Second: Make opportunities for yourself. You can't wait around for the perfect agent or manager to sign you and start sending you out. Do stand-up. Do story telling shows. Make original shorts. Do student films. Make video blogs. Work on original characters. Take improv class and form your own indie team. Do whatever you can to create content and get yourself out there. I recently co-produced and starred in a feature film called As It's Remembered. We are making the festival submission rounds right now and responses have been promising! You need to be able to talk about all the awesome things you're doing when you take meetings with agents, managers, or shell out the money to participate in talent showcases and casting workshops. True, you ultimately need an agent or manager to get you into casting rooms, but they won't come and magically find you. They need to see something they can sell.
That makes me think of this: you may sign with an agent or a manager who can't get you auditions. Learn when to cut the cord. If they cannot get you out, then find someone who can. I'm guilty of this. I've stayed with an agency that couldn't get me out because I was afraid. Don't be afraid! Your relationship is mutualistic. If you are training and doing whatever you can to better your talent and technique, then they need to be trying to get you out like they've got a mortgage to pay.
Thirdly: Don't be afraid to promote yourself. People love to hate women who post pictures of themselves online. I've heard people hate on women who strive to keep up an online presence in so many ways. "She's vain! She's a narcissist! Why is she posting so many pictures of herself or her job or her life? Psycho! Selfish!" I just want to say, "Really? Tell me, wise guy: have you ever tried to submit for a job only to fall short of the required number of Twitter followers? Have you been in a casting room where someone says to you, 'You're adorable, but unfortunately your following on Instagram isn't up to par with what the client is looking for.' Oh, you haven't? Kindly stop this nonsense, then."

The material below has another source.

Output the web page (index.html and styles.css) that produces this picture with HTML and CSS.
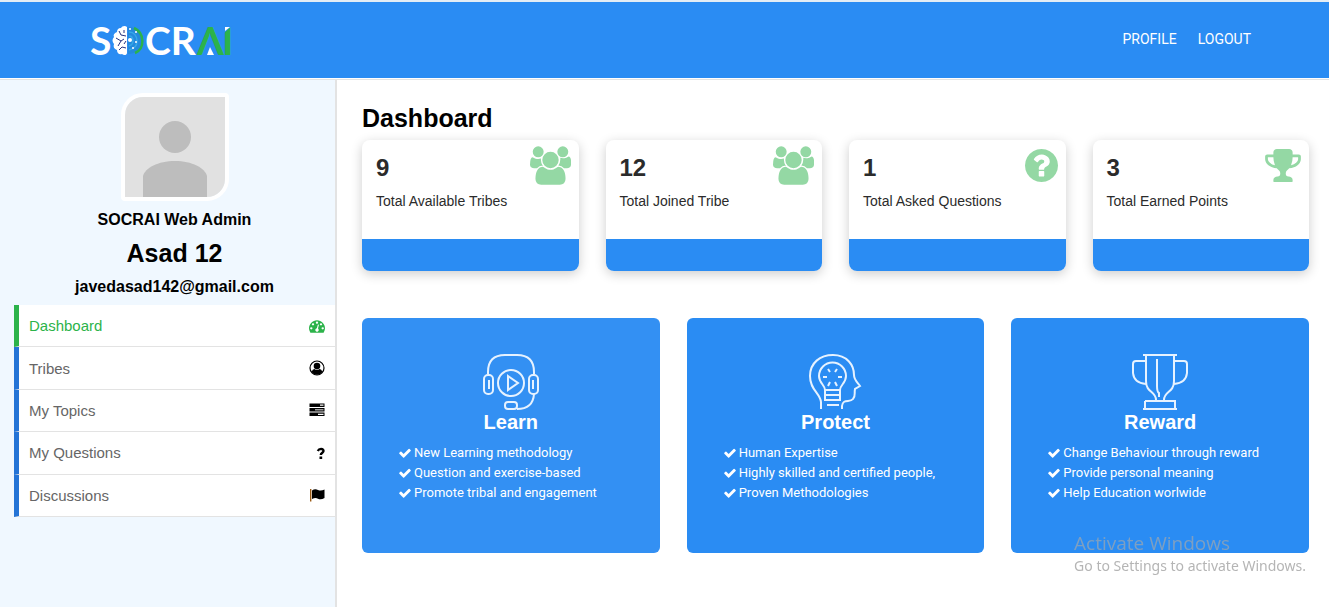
FILE: index.html
```html
<!DOCTYPE html>
<html lang="en">
<head>
<meta charset="utf-8">
<title>SOCRAI Dashboard</title>
<meta name="viewport" content="width=device-width, initial-scale=1">
<link rel="stylesheet" href="styles.css">
</head>
<body>
<svg class="sprite" aria-hidden="true">
  <symbol id="users" viewBox="-64 0 1920 1792"><path d="M529 896q-162 5-265 128h-134q-82 0-138-40.500t-56-118.500q0-353 124-353 6 0 43.500 21t97.500 42.500 119 21.500q67 0 133-23-5 37-5 66 0 159 93 292zm1071 637q0 120-73 189.500t-194 69.500h-874q-121 0-194-69.500t-73-189.500q0-53 3.500-103.500t14-109 26.500-108.500 43-97.500 62-81 85.500-53.500 111.500-20q10 0 43 21.500t73 48 107 48 135 21.500 135-21.500 107-48 73-48 43-21.500q61 0 111.500 20t85.500 53.500 62 81 43 97.500 26.500 108.500 14 109 3.500 103.500zm-1024-1277q0 106-75 181t-181 75-181-75-75-181 75-181 181-75 181 75 75 181zm704 384q0 159-112.500 271.500t-271.500 112.500-271.500-112.500-112.500-271.500 112.500-271.500 271.500-112.500 271.500 112.500 112.500 271.500zm576 225q0 78-56 118.500t-138 40.500h-134q-103-123-265-128 93-133 93-292 0-29-5-66 66 23 133 23 59 0 119-21.500t97.500-42.500 43.500-21q124 0 124 353zm-128-609q0 106-75 181t-181 75-181-75-75-181 75-181 181-75 181 75 75 181z"/></symbol>
  <symbol id="question-circle" viewBox="128 128 1536 1536"><path d="M1024 1376v-192q0-14-9-23t-23-9h-192q-14 0-23 9t-9 23v192q0 14 9 23t23 9h192q14 0 23-9t9-23zm256-672q0-88-55.500-163t-138.500-116-170-41q-243 0-371 213-15 24 8 42l132 100q7 6 19 6 16 0 25-12 53-68 86-92 34-24 86-24 48 0 85.500 26t37.500 59q0 38-20 61t-68 45q-63 28-115.500 86.500t-52.500 125.500v36q0 14 9 23t23 9h192q14 0 23-9t9-23q0-19 21.500-49.500t54.500-49.500q32-18 49-28.500t46-35 44.500-48 28-60.500 12.500-81zm384 192q0 209-103 385.500t-279.500 279.500-385.500 103-385.500-103-279.500-279.500-103-385.500 103-385.500 279.500-279.500 385.500-103 385.500 103 279.500 279.500 103 385.500z"/></symbol>
  <symbol id="trophy" viewBox="64 128 1664 1536"><path d="M522 883q-74-162-74-371h-256v96q0 78 94.500 162t235.500 113zm1078-275v-96h-256q0 209-74 371 141-29 235.500-113t94.500-162zm128-128v128q0 71-41.500 143t-112 130-173 97.500-215.500 44.500q-42 54-95 95-38 34-52.500 72.500t-14.500 89.500q0 54 30.500 91t97.500 37q75 0 133.500 45.500t58.500 114.500v64q0 14-9 23t-23 9h-832q-14 0-23-9t-9-23v-64q0-69 58.500-114.500t133.500-45.500q67 0 97.500-37t30.500-91q0-51-14.500-89.500t-52.500-72.500q-53-41-95-95-113-5-215.500-44.500t-173-97.500-112-130-41.500-143v-128q0-40 28-68t68-28h288v-96q0-66 47-113t113-47h576q66 0 113 47t47 113v96h288q40 0 68 28t28 68z"/></symbol>
  <symbol id="check" viewBox="100 100 1592 1592"><path d="M1671 566q0 40-28 68l-724 724-136 136q-28 28-68 28t-68-28l-136-136-362-362q-28-28-28-68t28-68l136-136q28-28 68-28t68 28l294 295 656-657q28-28 68-28t68 28l136 136q28 28 28 68z"/></symbol>
  <symbol id="gauge" viewBox="0 0 1792 1792"><path d="M384 1152q0-53-37.500-90.500t-90.500-37.500-90.500 37.500-37.500 90.500 37.500 90.500 90.500 37.500 90.500-37.500 37.500-90.500zm192-448q0-53-37.500-90.500t-90.500-37.500-90.500 37.500-37.500 90.500 37.500 90.500 90.500 37.500 90.500-37.500 37.500-90.500zm428 481l101-382q6-26-7.500-48.500t-38.500-29.500-48 6.500-30 39.500l-101 382q-60 5-107 43.500t-63 98.500q-20 77 20 146t117 89 146-20 89-117q16-60-6-117t-72-91zm660-33q0-53-37.500-90.500t-90.500-37.500-90.500 37.500-37.500 90.500 37.500 90.500 90.500 37.500 90.500-37.500 37.500-90.500zm-640-640q0-53-37.500-90.500t-90.500-37.500-90.500 37.500-37.500 90.500 37.500 90.500 90.500 37.500 90.500-37.500 37.500-90.500zm448 192q0-53-37.500-90.500t-90.500-37.500-90.500 37.500-37.500 90.500 37.500 90.500 90.500 37.500 90.500-37.500 37.500-90.500zm320 448q0 261-141 483-19 29-54 29h-1402q-35 0-54-29-141-221-141-483 0-182 71-348t191-286 286-191 348-71 348 71 286 191 191 286 71 348z"/></symbol>
</svg>

<header class="topbar">
  <a class="brand" href="#" aria-label="SOCRAI">
    <svg class="logo" viewBox="0 -13 146 54" aria-hidden="true">
      <text class="logo-text" x="-1" y="30">S</text>
      <g transform="translate(-1 -1)">
      <path fill="#fff" d="M37 3c-2-2-5-1-6 1-3 0-4 2-4 4-3 1-4 3-3 5-2 2-2 5 0 7-1 3 0 5 3 6 0 3 2 5 5 4 2 2 5 1 5-1z"/>
      <path fill="none" stroke="#28327f" stroke-width="1" d="M29 7l2 4 5 1M26 14l5 3 3-2M31 17l-3 5M29 26l3-3 4 1M34 6v3M36 17l-2 3"/>
      <path fill="#2489dc" d="M38 3c9 0 14 6 14 14s-6 13-14 13z"/>
      <path fill="none" stroke="#35a8e8" stroke-width="1.500" d="M39 8c5 0 8 4 8 9s-3 8-8 9M39 12c3 0 4 2 4 5s-1 4-4 5"/>
      <path fill="none" stroke="#2cb34a" stroke-width="2.500" d="M44 4c11 5 11 21 1 25"/>
      <g fill="#fff"><circle cx="40" cy="16" r="2"/><circle cx="46" cy="8" r="1"/><circle cx="46" cy="18" r="1"/><circle cx="43" cy="24" r="1"/><circle cx="40" cy="5" r="1"/></g>
      </g>
      <text class="logo-text" x="54" y="30">CR</text>
      <text class="logo-text logo-green" x="106" y="30">Λ</text>
      <path fill="#fff" d="M119 22l4 8h-7z"/>
      <text class="logo-text logo-green" x="131" y="30">I</text>
      <path fill="#2a8cf3" d="M133 1h8l-8 7z"/>
      <path fill="#fff" d="M134 2h5l-5 4z"/>
    </svg>
  </a>
  <nav class="topnav"><a href="#">PROFILE</a><a href="#">LOGOUT</a></nav>
</header>

<div class="layout">
  <aside class="sidebar">
    <svg class="avatar" viewBox="0 0 100 100" role="img" aria-label="Profile picture">
      <rect width="100" height="100" fill="#e1e1e1"/><circle cx="50" cy="40" r="16" fill="#bdbdbd"/>
      <path fill="#bdbdbd" d="M18 100V79c2-8 15-15 32-15s30 7 32 15v21z"/>
    </svg>
    <p class="role">SOCRAI Web Admin</p>
    <h2 class="name">Asad 12</h2>
    <p class="email">javedasad142@gmail.com</p>
    <nav class="menu">
      <a class="active" href="#">Dashboard<svg class="icon"><use href="#gauge"/></svg></a>
      <a href="#">Tribes<svg class="icon" viewBox="0 0 16 16"><circle cx="8" cy="8" r="7" fill="none" stroke="currentColor" stroke-width="1.200"/><circle cx="8" cy="6" r="3.300"/><path d="M2.500 12Q3.500 9 5.500 9q2.500 1.700 5 0 2 0 3 3-2 2.800-5.500 2.800T2.500 12z"/></svg></a>
      <a href="#">My Topics<svg class="icon" viewBox="0 0 16 16"><path fill-rule="evenodd" d="M.5 1.500h15v3.500H.5zM11 2.600v1.200h3.500V2.600zM.5 10.500h15V14H.5zM9 11.700v1.200h5.500v-1.200z"/><path d="M.5 6h15v3.500H.5z"/><path fill="#999" d="M6 7h8.500v1.500H6z"/></svg></a>
      <a href="#">My Questions<svg class="icon" viewBox="0 0 16 16"><path fill="none" stroke="currentColor" stroke-width="2.400" d="M8.800 6Q9.800 3.900 12 3.900q2.500.2 2.500 2.200c0 1.700-2.700 1.600-2.700 4"/><path d="M10.500 11.500h2.700V14h-2.700z"/></svg></a>
      <a href="#">Discussions<svg class="icon" viewBox="0 0 16 16"><path d="M3 3.500Q6 1.500 9 3q3 1.300 6.500-.5V11q-3.500 2-6.500.7-2.500-1.500-6 .3z"/><path fill="#9b5b16" d="M1 2h1.400v12.500H1z"/></svg></a>
    </nav>
  </aside>

  <main class="content">
    <h1>Dashboard</h1>
    <section class="stats" aria-label="Totals">
      <article class="stat"><strong>9</strong><p>Total Available Tribes</p><svg class="stat-icon wide"><use href="#users"/></svg></article>
      <article class="stat"><strong>12</strong><p>Total Joined Tribe</p><svg class="stat-icon wide"><use href="#users"/></svg></article>
      <article class="stat"><strong>1</strong><p>Total Asked Questions</p><svg class="stat-icon"><use href="#question-circle"/></svg></article>
      <article class="stat"><strong>3</strong><p>Total Earned Points</p><svg class="stat-icon cup"><use href="#trophy"/></svg></article>
    </section>
    <section class="features">
      <article class="feature learn">
        <svg class="art" viewBox="0 0 56 56"><path d="M5 20V18Q5 1 22 1H34Q51 1 51 18v2M51 40Q50 55 34 55"/><rect x="1" y="21" width="9" height="19" rx="4"/><rect x="46" y="21" width="9" height="19" rx="4"/><path d="M6 26v9M50 26v9"/><circle cx="28" cy="29" r="13"/><path d="M25 22l10 7-10 7z"/><rect x="22" y="48" width="12" height="7" rx="3"/></svg>
        <h2>Learn</h2>
        <ul><li><svg><use href="#check"/></svg>New Learning methodology</li><li><svg><use href="#check"/></svg>Question and exercise-based</li><li><svg><use href="#check"/></svg>Promote tribal and engagement</li></ul>
      </article>
      <article class="feature">
        <svg class="art" viewBox="0 0 56 56"><path d="M14 55V48C13 39 3 36 3 22 3 9 13 1 26 1c14 0 21 10 21 20 0 5 4 8 6 11l-5 3c-1 4 1 7-2 10-3 4-10-1-11 7v3M18 36c0-5-6-7-6-14a13 13 0 0 1 27 0c0 7-6 9-6 14z"/><path d="M18 36h15v5H18zM18 41h15v5H18zM20 51h12M21 15l2 3M30 15l-2 3M16 23h4M31 23h4M21 32l2-4M30 32l-2-4"/></svg>
        <h2>Protect</h2>
        <ul><li><svg><use href="#check"/></svg>Human Expertise</li><li><svg><use href="#check"/></svg>Highly skilled and certified people,</li><li><svg><use href="#check"/></svg>Proven Methodologies</li></ul>
      </article>
      <article class="feature">
        <svg class="art" viewBox="0 0 56 56"><path d="M11 1h34M14 1v26c0 12 10 10 10 19M42 1v26c0 12-10 10-10 19M14 7H4Q1 7 1 10v9q1 10 13 11M42 7h10q3 0 3 3v9q-1 10-13 11M13 47h30v8M13 47v8M11 55h34M25 5v27q0 6 2 7v4"/></svg>
        <h2>Reward</h2>
        <ul><li><svg><use href="#check"/></svg>Change Behaviour through reward</li><li><svg><use href="#check"/></svg>Provide personal meaning</li><li><svg><use href="#check"/></svg>Help Education worlwide</li></ul>
      </article>
    </section>
  </main>
</div>
<div class="watermark"><p class="watermark-title">Activate Windows</p><p>Go to Settings to activate Windows.</p></div>
</body>
</html>
```

FILE: styles.css
```css
* { box-sizing: border-box; }
body {
  margin: 0;
  min-height: 100vh;
  display: flex;
  flex-direction: column;
  background: #fff;
  color: #000;
  font-family: "Liberation Sans", Arial, sans-serif;
}
h1, h2, p, ul { margin: 0; padding: 0; }
a { text-decoration: none; }
.sprite { position: absolute; width: 0; height: 0; }

.topbar {
  display: flex;
  align-items: center;
  justify-content: space-between;
  padding: 10px 78px 12px 91px;
  background: #2a8cf3;
  border-top: 2px solid #e3edf5;
}
.brand { display: flex; }
.logo { width: 146px; height: 54px; overflow: visible; }
.logo-text { font: 700 39px Lato, sans-serif; fill: #fff; }
.logo-green { fill: #2cb34a; }
.topnav { display: flex; gap: 21px; font: 14px/20px Roboto, sans-serif; }
.topnav a { color: #fff; }

.layout {
  flex: 1;
  display: flex;
  margin-top: 1px;
  border-top: 1px solid #e3e3e3;
}
.sidebar {
  flex: 0 0 337px;
  padding: 13px 0 0 14px;
  background: #f0f8ff;
  border-right: 2px solid #e3e3e3;
  text-align: center;
}
.avatar {
  display: block;
  width: 108px;
  height: 108px;
  margin: 0 auto;
  border: 4px solid #fff;
  border-radius: 22px 4px;
}
.role, .email { font-size: 16px; line-height: 20px; font-weight: 700; }
.role { margin-top: 9px; }
.name { margin: 8px 0 9px; font-size: 25px; line-height: 30px; }
.menu {
  display: grid;
  grid-auto-rows: 1fr;
  min-height: 212px;
  margin-top: 8px;
  text-align: left;
}
.menu a {
  display: flex;
  align-items: center;
  justify-content: space-between;
  padding: 0 10px;
  background: #fff;
  border-left: 5px solid #2474d6;
  border-bottom: 1px solid #e3e3e3;
  color: #666;
  font-size: 15px;
}
.menu .active { color: #2cb34a; border-left-color: #2cb34a; }
.icon { width: 16px; height: 16px; fill: currentColor; color: #000; }
.active .icon { color: #2cb34a; }

.content { flex: 1; min-width: 0; padding: 23px 20px 20px 25px; }
h1 { font-size: 25px; line-height: 30px; }
.stats {
  display: grid;
  grid-template-columns: repeat(4, 1fr);
  gap: 27px;
  margin-top: 7px;
}
.stat {
  position: relative;
  min-height: 131px;
  padding: 14px;
  border-bottom: 32px solid #2a8cf3;
  border-radius: 8px;
  box-shadow: 0 3px 12px rgba(0, 0, 0, 0.2);
  color: #2b2b2b;
}
.stat strong { display: block; font-size: 24px; line-height: 28px; }
.stat p { margin-top: 9px; font-size: 14px; line-height: 20px; }
.stat-icon {
  position: absolute;
  top: 9px;
  right: 8px;
  width: 33px;
  height: 33px;
  fill: #94d8a4;
}
.stat-icon.wide { top: 6px; width: 41px; height: 39px; }
.stat-icon.cup { width: 36px; }

.features {
  display: grid;
  grid-template-columns: repeat(3, 1fr);
  gap: 27px;
  margin-top: 47px;
}
.feature {
  min-height: 235px;
  padding: 36px 37px 20px 37px;
  background: #2a8cf3;
  border-radius: 6px;
  color: #fff;
}
.feature.learn { background: #3390f3; }
.art {
  display: block;
  width: 56px;
  height: 56px;
  margin: 0 auto;
  fill: none;
  stroke: #e6f2ff;
  stroke-width: 2;
}
.feature h2 { font-size: 20px; line-height: 24px; text-align: center; }
.feature ul {
  margin-top: 9px;
  list-style: none;
  font: 13px/20px Roboto, sans-serif;
  white-space: nowrap;
}
.feature li { display: flex; align-items: center; gap: 3px; }
.feature li svg { width: 12px; height: 12px; fill: #fff; }

.watermark {
  position: fixed;
  right: 23px;
  bottom: 31px;
  color: #b5b5b5;
  font: 14px/20px "Noto Sans", "Open Sans", sans-serif;
  pointer-events: none;
}
.watermark-title { font: 19px/26px "Open Sans", sans-serif; color: #7d9fc2; }
```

Lastly: stay in class. Improv, acting, do something. I stayed out of classes for so long because I felt that college was more than enough. Remember that bad attitude I was telling you about? Yeah. For some reason I thought that I was excused from class because I went to college for theater. You are never too good for class. You NEED a gym where you can work out your talents. People don't think of acting as a muscle, but it really is. You need to stay sharp on cold reads, audition technique, and most importantly - you need a place where you can simply act.
What is your dream role? Off the top of my head? I'd love to play Dusty Springfield or Janis Joplin. It's hard to pin down a single dream role. I'd love to play a character created by Tina Fey. If they ever make a reincarnation of 30 Rock, I will fight someone to play Jenna Maroney. Can you tell that I'm a little obsessed?
The kinds of characters that I long to play are the ones you can sink your teeth into. The characters that have telling details in their posture, their ticks, their pattern of speech; anything that gives you something to play with. I am a character actor deep down and I would love to see a resurgence in the value of quality character acting. If I could play Tracey Ullman or Lily Tomlin playing their original characters - now THAT would be something!